Confortée par ce soutien, elle passe le « baccalauréat Enfants du Mékong ». Son niveau est correct, on lui suggère alors de faire des études supérieures. Passionnée de sciences, elle intègre la faculté de chimie de l’université royale de Phnom Penh. Les équipes d’Enfants du Mékong l’accueillent au centre Docteur Christophe Mérieux, qui héberge et accompagne les étudiants parrainés.
« Quand elle est arrivée au centre, raconte Claire Servantie, volontaire Bambou à Phnom Penh, on se demandait si elle allait tenir le choc. Elle était très faible, se nourrissait très peu. Elle n’était jamais montée sur un vélo, n’était pas habituée à étudier si dur. Mais sa motivation a surpris tout le monde. En quelques semaines au centre, elle a tout appris : faire du vélo, vivre en collectivité, jouer, rire. »

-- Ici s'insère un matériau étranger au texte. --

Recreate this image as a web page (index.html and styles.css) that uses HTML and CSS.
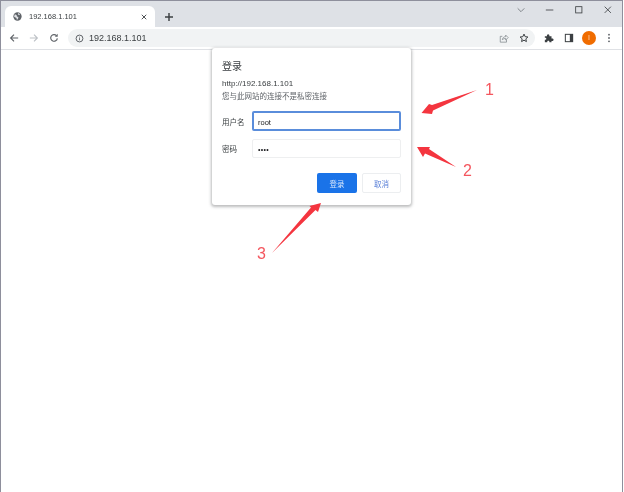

Nous sommes à la veille de la rentrée universitaire. Avant de rentrer au centre où elle vit désormais, Srey Keo fait un détour par le quartier de Boeung Trabaek pour saluer sa famille. Elle partage ses émotions du jour, sa fierté, sa reconnaissance aussi, elle que rien ne prédestinait à faire des études. Dans la maisonnette, sa maman, enceinte pour la huitième fois, l’écoute attendrie.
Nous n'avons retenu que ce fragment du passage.